Yakisugi x IRO Timber

At IRO, we are passionate about incorporating age-old traditions into our modern product line. Our unique charred cladding and decking lines are a direct reflection of this philosophy. We have taken the ancient art of Yakisugi and adapted it to meet the exacting demands of contemporary construction and architectural design.

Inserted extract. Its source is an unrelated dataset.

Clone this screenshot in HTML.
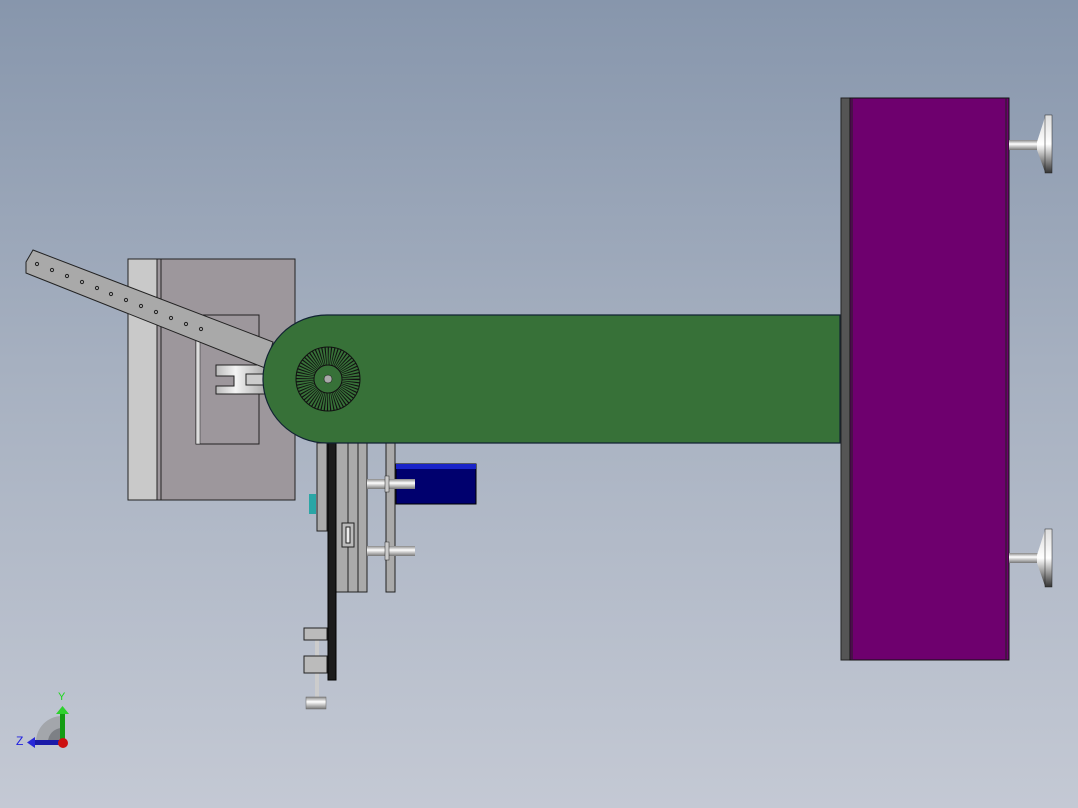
<!DOCTYPE html>
<html><head><meta charset="utf-8"><style>
html,body{margin:0;padding:0;width:1078px;height:808px;overflow:hidden}
body{background:linear-gradient(180deg,#8796ac 0%,#a6b0c0 45%,#c4c9d4 100%)}
svg{position:absolute;left:0;top:0}
</style></head><body>
<svg width="1078" height="808" viewBox="0 0 1078 808" xmlns="http://www.w3.org/2000/svg">
<defs>
<linearGradient id="cyl" x1="0" y1="0" x2="0" y2="1">
<stop offset="0" stop-color="#888"/><stop offset=".4" stop-color="#fff"/><stop offset="1" stop-color="#777"/></linearGradient>
<linearGradient id="disk" x1="0" y1="0" x2="0" y2="1">
<stop offset="0" stop-color="#ddd"/><stop offset=".5" stop-color="#fff"/><stop offset="1" stop-color="#333"/></linearGradient>
<linearGradient id="clev" x1="0" y1="0" x2="1" y2="0">
<stop offset="0" stop-color="#bbb"/><stop offset=".4" stop-color="#f4f4f4"/><stop offset="1" stop-color="#aaa"/></linearGradient>
</defs>
<!-- gray box -->
<rect x="128" y="259" width="167" height="241" fill="#9d979c" stroke="#222" stroke-width="1"/>
<rect x="128" y="259" width="29" height="241" fill="#c9c9c9" stroke="#222" stroke-width="1"/>
<line x1="161" y1="259" x2="161" y2="500" stroke="#222"/>
<rect x="196" y="315" width="63" height="129" fill="#9d979c" stroke="#222"/>
<rect x="196" y="315" width="4" height="129" fill="#ddd" stroke="#222" stroke-width=".5"/>
<!-- clevis -->
<path d="M216 365 H265 V394 H216 V386 H234 V376 H216 Z" fill="url(#clev)" stroke="#222"/>
<rect x="246" y="374" width="19" height="11" fill="#ccc" stroke="#222"/>
<!-- bar -->
<polygon points="33,250 273,342 265,368 26,273 26,262" fill="#a9a9a9" stroke="#222" stroke-width="1"/>
<g fill="none" stroke="#222" stroke-width="1">
<circle cx="37" cy="264" r="1.6"/><circle cx="52" cy="270" r="1.6"/><circle cx="67" cy="276" r="1.6"/><circle cx="82" cy="282" r="1.6"/><circle cx="97" cy="288" r="1.6"/><circle cx="111" cy="294" r="1.6"/><circle cx="126" cy="300" r="1.6"/><circle cx="141" cy="306" r="1.6"/><circle cx="156" cy="312" r="1.6"/><circle cx="171" cy="318" r="1.6"/><circle cx="186" cy="324" r="1.6"/><circle cx="201" cy="329" r="1.6"/>
</g>
<!-- plates below arm -->
<rect x="317" y="443" width="10" height="88" fill="#aaa" stroke="#222"/>
<rect x="309" y="494" width="7" height="20" fill="#2aa6a6"/>
<rect x="336" y="443" width="31" height="149" fill="#aaa" stroke="#222"/>
<line x1="348" y1="443" x2="348" y2="592" stroke="#222"/>
<line x1="358" y1="443" x2="358" y2="592" stroke="#222"/>
<rect x="342" y="523" width="12" height="24" fill="#bbb" stroke="#222"/>
<rect x="346" y="527" width="4" height="16" fill="#eee" stroke="#222"/>
<rect x="386" y="443" width="9" height="149" fill="#aaa" stroke="#222"/>
<rect x="328" y="443" width="8" height="237" fill="#1c1c1c" stroke="#000"/>
<!-- blue box -->
<rect x="396" y="464" width="80" height="40" fill="#00006e" stroke="#000"/>
<rect x="396" y="464" width="80" height="5" fill="#1a24c8"/>
<!-- pins -->
<rect x="367" y="479" width="48" height="10" fill="url(#cyl)"/>
<rect x="385" y="476" width="4" height="16" fill="#ccc" stroke="#222" stroke-width=".5"/>
<rect x="367" y="546" width="48" height="10" fill="url(#cyl)"/>
<rect x="385" y="542" width="4" height="18" fill="#ccc" stroke="#222" stroke-width=".5"/>
<!-- bottom clamps -->
<rect x="315" y="640" width="4" height="60" fill="#ccc"/>
<rect x="304" y="628" width="23" height="12" fill="#bbb" stroke="#222"/>
<rect x="304" y="656" width="23" height="17" fill="#bbb" stroke="#222"/>
<rect x="306" y="697" width="20" height="12" fill="url(#cyl)" stroke="#666" stroke-width=".5"/>
<!-- green arm -->
<path d="M327 315 H840 V443 H327 A64 64 0 0 1 327 315 Z" fill="#377138" stroke="#123" stroke-width="1.2"/>
<circle cx="328" cy="379" r="23" fill="none" stroke="#111" stroke-width="18" stroke-dasharray="0.9 1.5"/>
<circle cx="328" cy="379" r="32" fill="none" stroke="#111" stroke-width="1"/>
<circle cx="328" cy="379" r="14" fill="#377138" stroke="#111" stroke-width="1"/>
<circle cx="328" cy="379" r="4" fill="#aaa" stroke="#111" stroke-width=".5"/>
<!-- purple -->
<rect x="841" y="98" width="9" height="562" fill="#555" stroke="#222"/>
<rect x="850" y="98" width="159" height="562" fill="#6e006e" stroke="#111"/>
<line x1="852" y1="98" x2="852" y2="660" stroke="#222"/>
<line x1="1006" y1="98" x2="1006" y2="660" stroke="#222"/>
<!-- feet -->
<rect x="1009" y="140" width="30" height="10" fill="url(#cyl)"/>
<polygon points="1037,142 1045,117 1045,172 1037,150" fill="url(#disk)"/>
<rect x="1045" y="115" width="7" height="58" fill="url(#disk)" stroke="#222" stroke-width=".5"/>
<rect x="1009" y="553" width="30" height="10" fill="url(#cyl)"/>
<polygon points="1037,555 1045,530 1045,586 1037,563" fill="url(#disk)"/>
<rect x="1045" y="529" width="7" height="58" fill="url(#disk)" stroke="#222" stroke-width=".5"/>
<!-- triad -->
<path d="M36 742 A26 26 0 0 1 62 716 V742 Z" fill="#a3a6ab"/>
<path d="M48 742 A14 14 0 0 1 62 728 V742 Z" fill="#7d8085"/>
<rect x="60" y="712" width="5" height="30" fill="#139c13"/>
<polygon points="56,714 62.5,706 69,714" fill="#2ed12e"/>
<rect x="34" y="740" width="28" height="5" fill="#1a1aa8"/>
<polygon points="35,737 27,742.5 35,748" fill="#2828d8"/>
<circle cx="63" cy="743" r="5" fill="#cc1010"/>
<text x="58" y="700" font-family="Liberation Sans, sans-serif" font-size="11" fill="#1ad81a">Y</text>
<text x="16" y="745" font-family="Liberation Sans, sans-serif" font-size="12" fill="#2020e0">Z</text>
</svg>
</body></html>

Our IRO Timber offers the same exceptional durability and captivating appearance that Yakisugi is known for, making it an ideal choice for various applications such as cladding, decking, and interior design. We carefully craft our IRO Timber using only sustainably sourced wood and environmentally friendly treatment processes, ensuring that we honour this ancient tradition while staying committed to responsible practices.

What “IRO” Means

The name “IRO” in Japanese has several meanings, but of the most relevant is “colour” or “hue.” Just as colour adds vibrancy and character to various aspects of life, IRO Timber products add a unique and colourful dimension to the world of architecture, landscaping and interior design. With IRO, you can choose from a spectrum of natural hues and finishes, allowing you to infuse your projects with the perfect shade to match your vision and experience a life in colour.

The Future of Yakisugi

The rich history of Yakisugi, the art of burning and preserving wood, has found a new home in the UK through IRO Timber products. Through the careful adaptation of this ancient practice and the addition of the IRO colour palette, we have created a versatile and stunning modern material that can transform projects into works of art. IRO Timber is more than just charred wood; it’s a bridge between tradition and modernity, and an embodiment of timeless natural beauty.

Although it has its heart firmly in ancient Japan thousands throughout the UK are choosing IRO and bringing the beauty and resilience of Yakisugi into their contemporary designs.

Our production facilities from Fort William to Carlisle are helping the nation in elevating their projects with the vibrancy of IRO’s colour and the ever-lasting appeal of ancient tradition.